■ Exercise details: Write the data out again exactly, dropping any images it holds.

■ Dataset extract:
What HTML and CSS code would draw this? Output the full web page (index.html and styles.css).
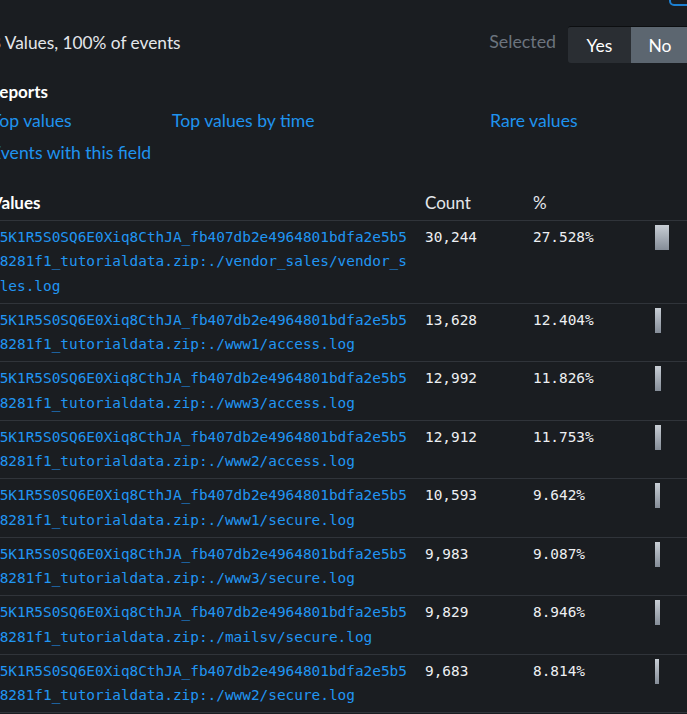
FILE: index.html
```html
<!DOCTYPE html>
<html>
<head>
<meta charset="utf-8">
<link rel="stylesheet" href="styles.css">
</head>
<body>
<div class="focus-ring"></div>
<div class="panel">
  <div class="topbar">
    <div class="title">8 Values, 100% of events</div>
    <div class="selected">
      <span class="sel-label">Selected</span>
      <div class="toggle">
        <span class="btn btn-yes">Yes</span>
        <span class="btn btn-no">No</span>
      </div>
    </div>
  </div>

  <div class="reports">
    <div class="reports-title">Reports</div>
    <div class="links">
      <a class="link">Top values</a>
      <a class="link">Top values by time</a>
      <a class="link">Rare values</a>
      <a class="link">Events with this field</a>
    </div>
  </div>

  <div class="table">
    <div class="row head">
      <div class="cell">Values</div>
      <div class="cell">Count</div>
      <div class="cell">%</div>
      <div class="cell"></div>
    </div>
    <div class="row">
      <div class="cell val">H5K1R5S0SQ6E0Xiq8CthJA_fb407db2e4964801bdfa2e5b5e8281f1_tutorialdata.zip:./vendor_sales/vendor_sales.log</div>
      <div class="cell num">30,244</div>
      <div class="cell num">27.528%</div>
      <div class="cell"><div class="bar" style="width:13.8px"></div></div>
    </div>
    <div class="row">
      <div class="cell val">H5K1R5S0SQ6E0Xiq8CthJA_fb407db2e4964801bdfa2e5b5e8281f1_tutorialdata.zip:./www1/access.log</div>
      <div class="cell num">13,628</div>
      <div class="cell num">12.404%</div>
      <div class="cell"><div class="bar" style="width:6.2px"></div></div>
    </div>
    <div class="row">
      <div class="cell val">H5K1R5S0SQ6E0Xiq8CthJA_fb407db2e4964801bdfa2e5b5e8281f1_tutorialdata.zip:./www3/access.log</div>
      <div class="cell num">12,992</div>
      <div class="cell num">11.826%</div>
      <div class="cell"><div class="bar" style="width:5.9px"></div></div>
    </div>
    <div class="row">
      <div class="cell val">H5K1R5S0SQ6E0Xiq8CthJA_fb407db2e4964801bdfa2e5b5e8281f1_tutorialdata.zip:./www2/access.log</div>
      <div class="cell num">12,912</div>
      <div class="cell num">11.753%</div>
      <div class="cell"><div class="bar" style="width:5.9px"></div></div>
    </div>
    <div class="row">
      <div class="cell val">H5K1R5S0SQ6E0Xiq8CthJA_fb407db2e4964801bdfa2e5b5e8281f1_tutorialdata.zip:./www1/secure.log</div>
      <div class="cell num">10,593</div>
      <div class="cell num">9.642%</div>
      <div class="cell"><div class="bar" style="width:4.8px"></div></div>
    </div>
    <div class="row">
      <div class="cell val">H5K1R5S0SQ6E0Xiq8CthJA_fb407db2e4964801bdfa2e5b5e8281f1_tutorialdata.zip:./www3/secure.log</div>
      <div class="cell num">9,983</div>
      <div class="cell num">9.087%</div>
      <div class="cell"><div class="bar" style="width:4.5px"></div></div>
    </div>
    <div class="row">
      <div class="cell val">H5K1R5S0SQ6E0Xiq8CthJA_fb407db2e4964801bdfa2e5b5e8281f1_tutorialdata.zip:./mailsv/secure.log</div>
      <div class="cell num">9,829</div>
      <div class="cell num">8.946%</div>
      <div class="cell"><div class="bar" style="width:4.5px"></div></div>
    </div>
    <div class="row">
      <div class="cell val">H5K1R5S0SQ6E0Xiq8CthJA_fb407db2e4964801bdfa2e5b5e8281f1_tutorialdata.zip:./www2/secure.log</div>
      <div class="cell num">9,683</div>
      <div class="cell num">8.814%</div>
      <div class="cell"><div class="bar" style="width:4.4px"></div></div>
    </div>
  </div>
</div>
</body>
</html>
```
FILE: styles.css
```css
html, body {
  margin: 0;
  padding: 0;
  background: #1a1d21;
  overflow: hidden;
}
body {
  width: 687px;
  height: 714px;
  position: relative;
  font-family: Lato, "Open Sans", sans-serif;
  color: #e4e7eb;
}
.focus-ring {
  position: absolute;
  left: 669px;
  top: -22px;
  width: 40px;
  height: 24px;
  border: 2px solid #1c7fd0;
  border-radius: 5px;
}
.panel {
  margin-left: -9px;
  width: 698px;
}
.topbar {
  display: flex;
  justify-content: space-between;
  align-items: center;
  padding-top: 26px;
  height: 37px;
}
.title {
  font-size: 17.3px;
  margin-top: -5px;
}
.selected {
  display: flex;
  align-items: center;
}
.sel-label {
  color: #6c747e;
  font-size: 17.8px;
  margin-right: 12px;
  margin-top: -7px;
}
.toggle {
  display: flex;
  height: 37px;
  border-radius: 3px;
  overflow: hidden;
  border-top: 1px solid #0c0e10;
  box-sizing: border-box;
}
.btn {
  display: flex;
  align-items: center;
  justify-content: center;
  font-size: 17.5px;
  color: #ffffff;
}
.btn-yes {
  width: 63px;
  background: #2a2e33;
}
.btn-no {
  width: 58px;
  background: #5c6670;
}
.reports {
  padding-top: 18px;
}
.reports-title {
  font-weight: 700;
  font-size: 17px;
  line-height: 22px;
  color: #ffffff;
  margin-left: -2px;
}
.links {
  display: grid;
  grid-template-columns: 181px 318px auto;
  row-gap: 10px;
  margin-top: 7px;
}
.link {
  font-size: 17.6px;
  line-height: 22px;
  color: #1f93ee;
}
.table {
  margin-top: 27px;
}
.row {
  display: grid;
  grid-template-columns: 434px 108px 122px auto;
  border-bottom: 1px solid #30343a;
  padding: 4px 0 4.5px;
}
.head {
  padding: 0 0 4px;
  font-size: 17px;
  line-height: 24px;
}
.head .cell:first-child {
  font-weight: 700;
  color: #ffffff;
}
.cell {
  line-height: 24.5px;
}
.val {
  font-family: "DejaVu Sans Mono", monospace;
  font-size: 14.4px;
  color: #2196f3;
  word-break: break-all;
  padding-right: 16px;
}
.num {
  font-family: "DejaVu Sans Mono", monospace;
  font-size: 14.4px;
  color: #eef0f3;
}
.bar {
  height: 25px;
  background: linear-gradient(#c8ced5, #858d98);
}
```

■ Solution to the exercise:
What HTML and CSS code would draw this? Output the full web page (index.html and styles.css).
FILE: index.html
```html
<!DOCTYPE html>
<html>
<head>
<meta charset="utf-8">
<link rel="stylesheet" href="styles.css">
</head>
<body>
<div class="focus-ring"></div>
<div class="panel">
  <div class="topbar">
    <div class="title">8 Values, 100% of events</div>
    <div class="selected">
      <span class="sel-label">Selected</span>
      <div class="toggle">
        <span class="btn btn-yes">Yes</span>
        <span class="btn btn-no">No</span>
      </div>
    </div>
  </div>

  <div class="reports">
    <div class="reports-title">Reports</div>
    <div class="links">
      <a class="link">Top values</a>
      <a class="link">Top values by time</a>
      <a class="link">Rare values</a>
      <a class="link">Events with this field</a>
    </div>
  </div>

  <div class="table">
    <div class="row head">
      <div class="cell">Values</div>
      <div class="cell">Count</div>
      <div class="cell">%</div>
      <div class="cell"></div>
    </div>
    <div class="row">
      <div class="cell val">H5K1R5S0SQ6E0Xiq8CthJA_fb407db2e4964801bdfa2e5b5e8281f1_tutorialdata.zip:./vendor_sales/vendor_sales.log</div>
      <div class="cell num">30,244</div>
      <div class="cell num">27.528%</div>
      <div class="cell"><div class="bar" style="width:13.8px"></div></div>
    </div>
    <div class="row">
      <div class="cell val">H5K1R5S0SQ6E0Xiq8CthJA_fb407db2e4964801bdfa2e5b5e8281f1_tutorialdata.zip:./www1/access.log</div>
      <div class="cell num">13,628</div>
      <div class="cell num">12.404%</div>
      <div class="cell"><div class="bar" style="width:6.2px"></div></div>
    </div>
    <div class="row">
      <div class="cell val">H5K1R5S0SQ6E0Xiq8CthJA_fb407db2e4964801bdfa2e5b5e8281f1_tutorialdata.zip:./www3/access.log</div>
      <div class="cell num">12,992</div>
      <div class="cell num">11.826%</div>
      <div class="cell"><div class="bar" style="width:5.9px"></div></div>
    </div>
    <div class="row">
      <div class="cell val">H5K1R5S0SQ6E0Xiq8CthJA_fb407db2e4964801bdfa2e5b5e8281f1_tutorialdata.zip:./www2/access.log</div>
      <div class="cell num">12,912</div>
      <div class="cell num">11.753%</div>
      <div class="cell"><div class="bar" style="width:5.9px"></div></div>
    </div>
    <div class="row">
      <div class="cell val">H5K1R5S0SQ6E0Xiq8CthJA_fb407db2e4964801bdfa2e5b5e8281f1_tutorialdata.zip:./www1/secure.log</div>
      <div class="cell num">10,593</div>
      <div class="cell num">9.642%</div>
      <div class="cell"><div class="bar" style="width:4.8px"></div></div>
    </div>
    <div class="row">
      <div class="cell val">H5K1R5S0SQ6E0Xiq8CthJA_fb407db2e4964801bdfa2e5b5e8281f1_tutorialdata.zip:./www3/secure.log</div>
      <div class="cell num">9,983</div>
      <div class="cell num">9.087%</div>
      <div class="cell"><div class="bar" style="width:4.5px"></div></div>
    </div>
    <div class="row">
      <div class="cell val">H5K1R5S0SQ6E0Xiq8CthJA_fb407db2e4964801bdfa2e5b5e8281f1_tutorialdata.zip:./mailsv/secure.log</div>
      <div class="cell num">9,829</div>
      <div class="cell num">8.946%</div>
      <div class="cell"><div class="bar" style="width:4.5px"></div></div>
    </div>
    <div class="row">
      <div class="cell val">H5K1R5S0SQ6E0Xiq8CthJA_fb407db2e4964801bdfa2e5b5e8281f1_tutorialdata.zip:./www2/secure.log</div>
      <div class="cell num">9,683</div>
      <div class="cell num">8.814%</div>
      <div class="cell"><div class="bar" style="width:4.4px"></div></div>
    </div>
  </div>
</div>
</body>
</html>
```
FILE: styles.css
```css
html, body {
  margin: 0;
  padding: 0;
  background: #1a1d21;
  overflow: hidden;
}
body {
  width: 687px;
  height: 714px;
  position: relative;
  font-family: Lato, "Open Sans", sans-serif;
  color: #e4e7eb;
}
.focus-ring {
  position: absolute;
  left: 669px;
  top: -22px;
  width: 40px;
  height: 24px;
  border: 2px solid #1c7fd0;
  border-radius: 5px;
}
.panel {
  margin-left: -9px;
  width: 698px;
}
.topbar {
  display: flex;
  justify-content: space-between;
  align-items: center;
  padding-top: 26px;
  height: 37px;
}
.title {
  font-size: 17.3px;
  margin-top: -5px;
}
.selected {
  display: flex;
  align-items: center;
}
.sel-label {
  color: #6c747e;
  font-size: 17.8px;
  margin-right: 12px;
  margin-top: -7px;
}
.toggle {
  display: flex;
  height: 37px;
  border-radius: 3px;
  overflow: hidden;
  border-top: 1px solid #0c0e10;
  box-sizing: border-box;
}
.btn {
  display: flex;
  align-items: center;
  justify-content: center;
  font-size: 17.5px;
  color: #ffffff;
}
.btn-yes {
  width: 63px;
  background: #2a2e33;
}
.btn-no {
  width: 58px;
  background: #5c6670;
}
.reports {
  padding-top: 18px;
}
.reports-title {
  font-weight: 700;
  font-size: 17px;
  line-height: 22px;
  color: #ffffff;
  margin-left: -2px;
}
.links {
  display: grid;
  grid-template-columns: 181px 318px auto;
  row-gap: 10px;
  margin-top: 7px;
}
.link {
  font-size: 17.6px;
  line-height: 22px;
  color: #1f93ee;
}
.table {
  margin-top: 27px;
}
.row {
  display: grid;
  grid-template-columns: 434px 108px 122px auto;
  border-bottom: 1px solid #30343a;
  padding: 4px 0 4.5px;
}
.head {
  padding: 0 0 4px;
  font-size: 17px;
  line-height: 24px;
}
.head .cell:first-child {
  font-weight: 700;
  color: #ffffff;
}
.cell {
  line-height: 24.5px;
}
.val {
  font-family: "DejaVu Sans Mono", monospace;
  font-size: 14.4px;
  color: #2196f3;
  word-break: break-all;
  padding-right: 16px;
}
.num {
  font-family: "DejaVu Sans Mono", monospace;
  font-size: 14.4px;
  color: #eef0f3;
}
.bar {
  height: 25px;
  background: linear-gradient(#c8ced5, #858d98);
}
```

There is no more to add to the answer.